** START OF Input **

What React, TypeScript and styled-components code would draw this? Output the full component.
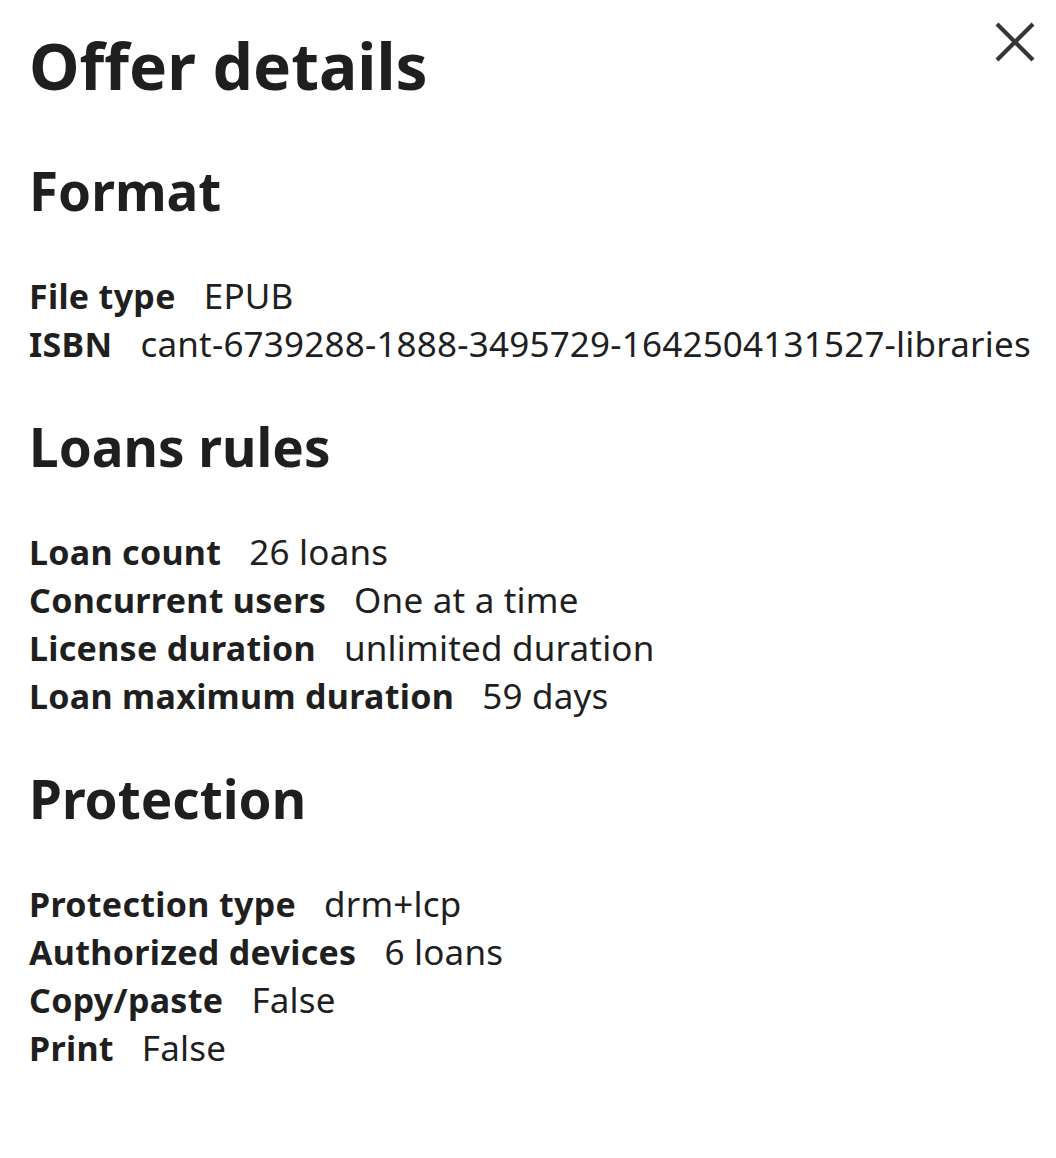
import React from "react";
import styled, { createGlobalStyle } from "styled-components";

const GlobalStyle = createGlobalStyle`
  html, body {
    margin: 0;
    padding: 0;
    background: #ffffff;
  }
  body {
    font-family: "Noto Sans", "Open Sans", sans-serif;
    color: #1f1f1f;
  }
`;

const Panel = styled.div`
  position: relative;
  width: 1056px;
  min-height: 1158px;
  box-sizing: border-box;
  padding: 26px 20px 40px 29px;
  display: flex;
  flex-direction: column;
`;

const Title = styled.h1`
  margin: 0 0 6px 0;
  font-size: 64px;
  line-height: 80px;
  font-weight: 700;
  color: #1f1f1f;
`;

const CloseButton = styled.button`
  position: absolute;
  top: 22px;
  right: 21px;
  width: 40px;
  height: 40px;
  padding: 0;
  border: none;
  background: transparent;
  display: flex;
  align-items: center;
  justify-content: center;
  cursor: pointer;
`;

const Section = styled.section`
  margin-top: 47px;
`;

const SectionTitle = styled.h2`
  margin: 0 0 49px 0;
  font-size: 53px;
  line-height: 64px;
  font-weight: 700;
  color: #1f1f1f;
`;

const List = styled.dl`
  margin: 0;
  display: flex;
  flex-direction: column;
`;

const Row = styled.div`
  display: flex;
  align-items: baseline;
  gap: 28px;
  line-height: 48px;
  white-space: nowrap;
`;

const Label = styled.dt`
  font-size: 34px;
  letter-spacing: 0.3px;
  font-weight: 700;
  color: #1f1f1f;
`;

const Value = styled.dd`
  margin: 0;
  font-size: 35px;
  letter-spacing: 0.2px;
  font-weight: 400;
  color: #1f1f1f;
`;

type Item = { label: string; value: string };

const sections: { title: string; items: Item[] }[] = [
  {
    title: "Format",
    items: [
      { label: "File type", value: "EPUB" },
      { label: "ISBN", value: "cant-6739288-1888-3495729-1642504131527-libraries" },
    ],
  },
  {
    title: "Loans rules",
    items: [
      { label: "Loan count", value: "26 loans" },
      { label: "Concurrent users", value: "One at a time" },
      { label: "License duration", value: "unlimited duration" },
      { label: "Loan maximum duration", value: "59 days" },
    ],
  },
  {
    title: "Protection",
    items: [
      { label: "Protection type", value: "drm+lcp" },
      { label: "Authorized devices", value: "6 loans" },
      { label: "Copy/paste", value: "False" },
      { label: "Print", value: "False" },
    ],
  },
];

export default function App() {
  return (
    <>
      <GlobalStyle />
      <Panel>
        <CloseButton aria-label="Close">
          <svg width="40" height="40" viewBox="0 0 40 40">
            <path d="M2 2 L38 38 M38 2 L2 38" stroke="#363636" strokeWidth="4.2" />
          </svg>
        </CloseButton>
        <Title>Offer details</Title>
        {sections.map((s) => (
          <Section key={s.title}>
            <SectionTitle>{s.title}</SectionTitle>
            <List>
              {s.items.map((it) => (
                <Row key={it.label}>
                  <Label>{it.label}</Label>
                  <Value>{it.value}</Value>
                </Row>
              ))}
            </List>
          </Section>
        ))}
      </Panel>
    </>
  );
}
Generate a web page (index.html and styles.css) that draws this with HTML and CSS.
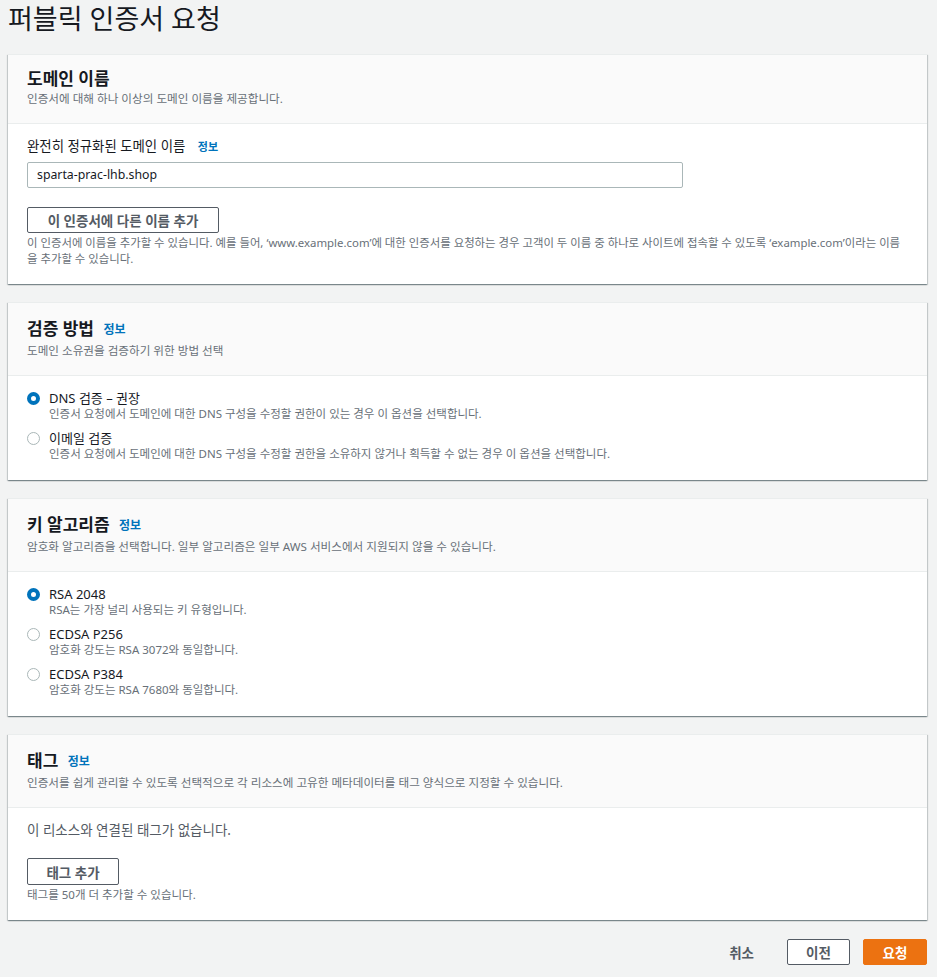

** END OF Input **

Direction: Set down the material above as is, without any pictures.

Solution to the problem:
What React, TypeScript and styled-components code would draw this? Output the full component.
import React from "react";
import styled, { createGlobalStyle } from "styled-components";

const GlobalStyle = createGlobalStyle`
  html, body {
    margin: 0;
    padding: 0;
    background: #ffffff;
  }
  body {
    font-family: "Noto Sans", "Open Sans", sans-serif;
    color: #1f1f1f;
  }
`;

const Panel = styled.div`
  position: relative;
  width: 1056px;
  min-height: 1158px;
  box-sizing: border-box;
  padding: 26px 20px 40px 29px;
  display: flex;
  flex-direction: column;
`;

const Title = styled.h1`
  margin: 0 0 6px 0;
  font-size: 64px;
  line-height: 80px;
  font-weight: 700;
  color: #1f1f1f;
`;

const CloseButton = styled.button`
  position: absolute;
  top: 22px;
  right: 21px;
  width: 40px;
  height: 40px;
  padding: 0;
  border: none;
  background: transparent;
  display: flex;
  align-items: center;
  justify-content: center;
  cursor: pointer;
`;

const Section = styled.section`
  margin-top: 47px;
`;

const SectionTitle = styled.h2`
  margin: 0 0 49px 0;
  font-size: 53px;
  line-height: 64px;
  font-weight: 700;
  color: #1f1f1f;
`;

const List = styled.dl`
  margin: 0;
  display: flex;
  flex-direction: column;
`;

const Row = styled.div`
  display: flex;
  align-items: baseline;
  gap: 28px;
  line-height: 48px;
  white-space: nowrap;
`;

const Label = styled.dt`
  font-size: 34px;
  letter-spacing: 0.3px;
  font-weight: 700;
  color: #1f1f1f;
`;

const Value = styled.dd`
  margin: 0;
  font-size: 35px;
  letter-spacing: 0.2px;
  font-weight: 400;
  color: #1f1f1f;
`;

type Item = { label: string; value: string };

const sections: { title: string; items: Item[] }[] = [
  {
    title: "Format",
    items: [
      { label: "File type", value: "EPUB" },
      { label: "ISBN", value: "cant-6739288-1888-3495729-1642504131527-libraries" },
    ],
  },
  {
    title: "Loans rules",
    items: [
      { label: "Loan count", value: "26 loans" },
      { label: "Concurrent users", value: "One at a time" },
      { label: "License duration", value: "unlimited duration" },
      { label: "Loan maximum duration", value: "59 days" },
    ],
  },
  {
    title: "Protection",
    items: [
      { label: "Protection type", value: "drm+lcp" },
      { label: "Authorized devices", value: "6 loans" },
      { label: "Copy/paste", value: "False" },
      { label: "Print", value: "False" },
    ],
  },
];

export default function App() {
  return (
    <>
      <GlobalStyle />
      <Panel>
        <CloseButton aria-label="Close">
          <svg width="40" height="40" viewBox="0 0 40 40">
            <path d="M2 2 L38 38 M38 2 L2 38" stroke="#363636" strokeWidth="4.2" />
          </svg>
        </CloseButton>
        <Title>Offer details</Title>
        {sections.map((s) => (
          <Section key={s.title}>
            <SectionTitle>{s.title}</SectionTitle>
            <List>
              {s.items.map((it) => (
                <Row key={it.label}>
                  <Label>{it.label}</Label>
                  <Value>{it.value}</Value>
                </Row>
              ))}
            </List>
          </Section>
        ))}
      </Panel>
    </>
  );
}
Generate a web page (index.html and styles.css) that draws this with HTML and CSS.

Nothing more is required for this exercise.